Abigail White remained in Summerlin Hospital Medical Center’s Neonatal Intensive Care Unit. When the hospital learned of the mother’s diagnosis, the baby was moved to isolation. She was subsequently diagnosed with and treated for tuberculosis but died in August.

Initially, the Health District tested more than 200 people — friends and family of the infected patients, hospital staff and others — for tuberculosis. Of those tested in the first phase, 26 were positive for the disease. All but two had the latent form of the disease.

Two of those tested, one family member and one hospital staff member, had active tuberculosis and were treated in isolation.

Once those results came back, the district expanded its investigation. Once it was clear a hospital worker in the neonatal intensive care unit was infected, the district called and mailed letters to the families of 140 infants who were in the Summerlin Hospital Medical Center NICU from May 11 to Aug 8.

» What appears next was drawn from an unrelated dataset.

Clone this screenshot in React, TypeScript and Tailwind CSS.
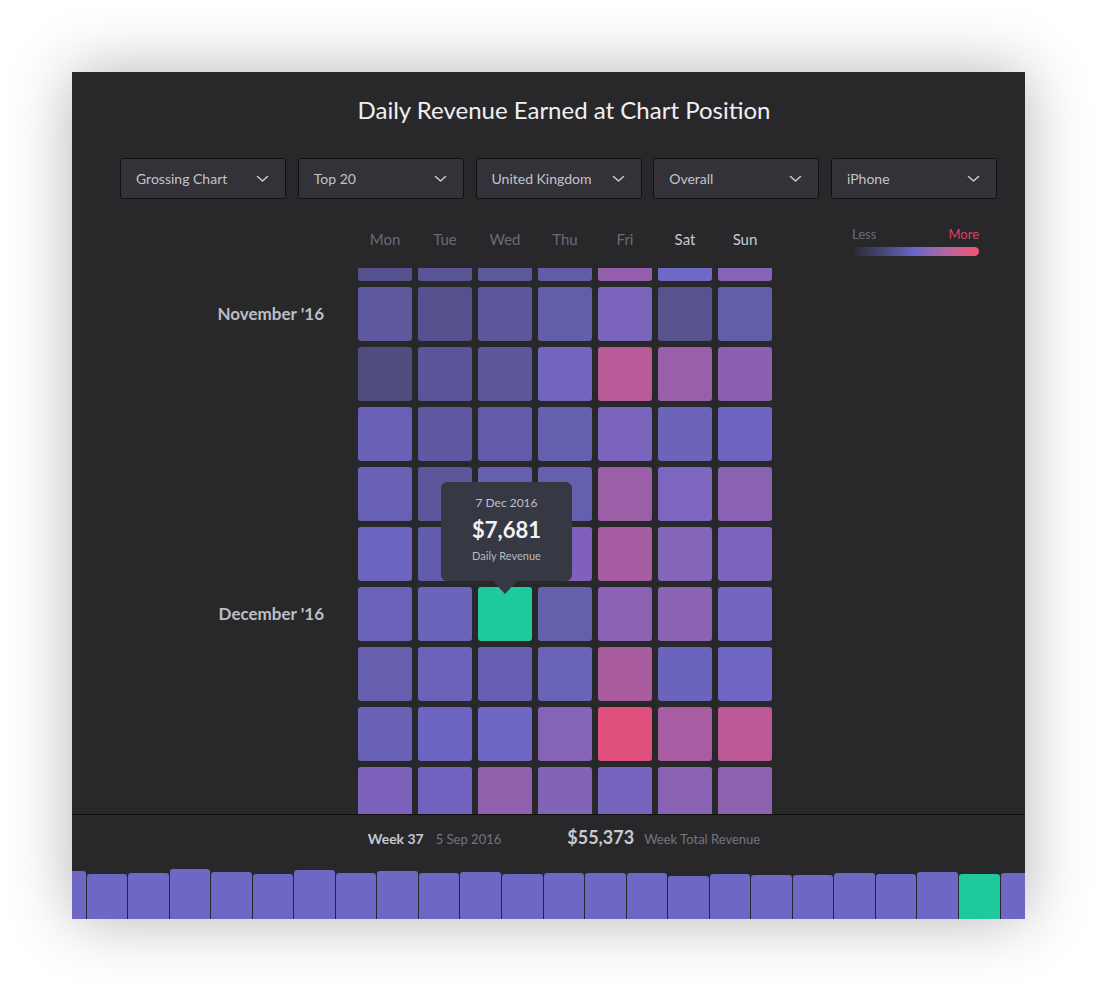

None of the infants tested positive for tuberculosis.

“Our initial recommendation not to perform TB testing on infants who resided in the NICU concurrently with the twins was based on two main reasons,” the Dec. 23 Health District report states. “(1) our understanding that transmission of TB from one infant to another infant is extremely rare, and 2) our belief that contact between the mother and infants in the NICU other than her own was minimal.”

“However, when our findings indicated that disease transmission to some hospital staff members did occur within the NICU, we sought further consultation with experts in pediatric TB. Because the risk of TB transmission to infants was low, but greater than was originally presumed, we initiated TB evaluations on NICU infants and their visitors,” the report said.

The family of Vanessa White, Summerlin Medical Staff and some visitors to the hospital during the outbreak have filed lawsuits claiming negligence.

The Associated Press contributed to this report.